Wednesday, November 29, 2017

Fort Benton, Montana



High on a windswept bluff in Big Sky Country, overlooking the Missouri River, my people are buried, including my dad’s parents, Logan and May Hazen, and May’s parents, Gustav and Augusta Bruesch. And now my cousin, Duane Allen Hazen.

Three years ago, we visited Riverside Cemetery, with my dad, who grew up near Fort Benton, then lived in New Jersey 63 years. When my dad died later that year, and his only surviving sibling, Uncle Herb, moved to Helena, I didn’t expect to return. Then Duane died unexpectedly. Jim and I were already planning to fly to Salt Lake City, so I bought a ticket for the Salt Lake Express to Great Falls. When I set my alarm wrong and woke up just as the van was leaving Salt Lake, Jim drove 80 miles to Tremonton, Utah, to catch it. The 15-passenger van arrived and I climbed into the only empty seat, which was sopping wet and directly under a leaky roof vent. Water dripped on me at every curve in the highway until the rain stopped and the vent emptied, but I was grateful to have a seat at all.
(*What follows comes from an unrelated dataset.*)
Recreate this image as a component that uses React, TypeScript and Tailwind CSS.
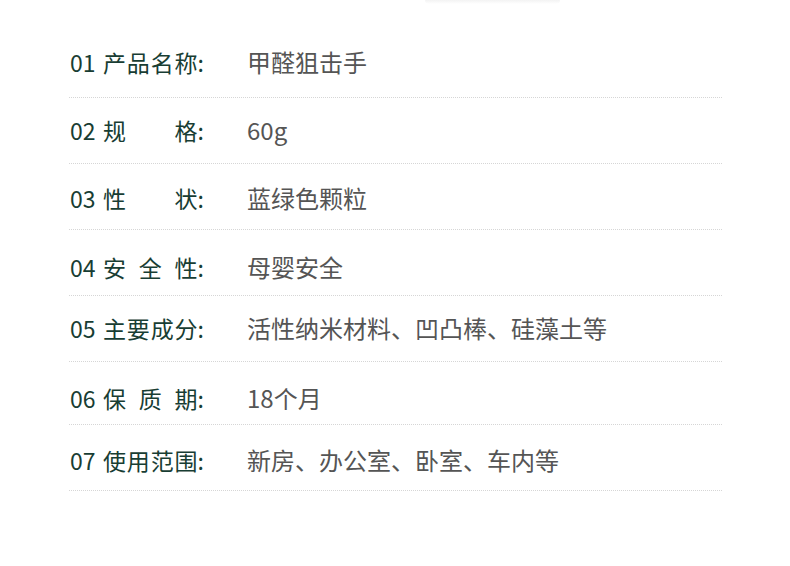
const rows = [
  { no: '01', label: ['产', '品', '名', '称:'], value: '甲醛狙击手', cls: 'pt-[42px] pb-[19px]' },
  { no: '02', label: ['规', '格:'], value: '60g', cls: 'pt-[16px] pb-[17px]' },
  { no: '03', label: ['性', '状:'], value: '蓝绿色颗粒', cls: 'pt-[18px] pb-[15px]' },
  { no: '04', label: ['安', '全', '性:'], value: '母婴安全', cls: 'pt-[21px] pb-[12px]' },
  { no: '05', label: ['主', '要', '成', '分:'], value: '活性纳米材料、凹凸棒、硅藻土等', cls: 'pt-[16px] pb-[17px]' },
  { no: '06', label: ['保', '质', '期:'], value: '18个月', cls: 'pt-[20px] pb-[10px]' },
  { no: '07', label: ['使', '用', '范', '围:'], value: '新房、办公室、卧室、车内等', cls: 'pt-[19px] pb-[14px]' },
];

export default function App() {
  return (
    <div
      className="w-[790px] h-[566px] bg-white overflow-hidden"
      style={{ fontFamily: '"Noto Sans CJK SC", "Noto Sans", sans-serif' }}
    >
      {/* faint edge of the block above */}
      <div className="ml-[425px] w-[135px] h-[4px] rounded-b-full bg-gradient-to-b from-[#f3f3f3] to-white" />

      <div className="ml-[69px] w-[653px]">
        {rows.map((r) => (
          <div
            key={r.no}
            className={`flex items-center border-b border-dotted border-[#d6d6d6] text-[23px] leading-[32px] ${r.cls}`}
          >
            <span className="w-[34px] pl-[1px] text-[#183d33]">{r.no}</span>
            <span className="flex w-[101px] justify-between text-[#183d33]">
              {r.label.map((c) => (
                <span key={c}>{c}</span>
              ))}
            </span>
            <span className="ml-[43px] text-[24px] text-[#555555]">{r.value}</span>
          </div>
        ))}
      </div>
    </div>
  );
}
The memorial and graveside service were Saturday morning. Later that afternoon, I returned to the family plots and made a map. Wilbert Freddy Bruesch’s marker, flush with the ground, was covered with dirt, so on Sunday I borrowed a large stockpot and scrub brush from the church kitchen and returned once again. The red granite stone was hard to read: the raised letters are worn. They tell a sad story; my grandmother's younger brother, Wilbert, was five and a half when he died in March of 1913. Her son, Donald, died at age two in 1927. The club no one ever wants to join: my grandmother and great-grandmother lost sons too young.




1 comment:

  1. I love reading your descriptions -- the leaky roof in the van!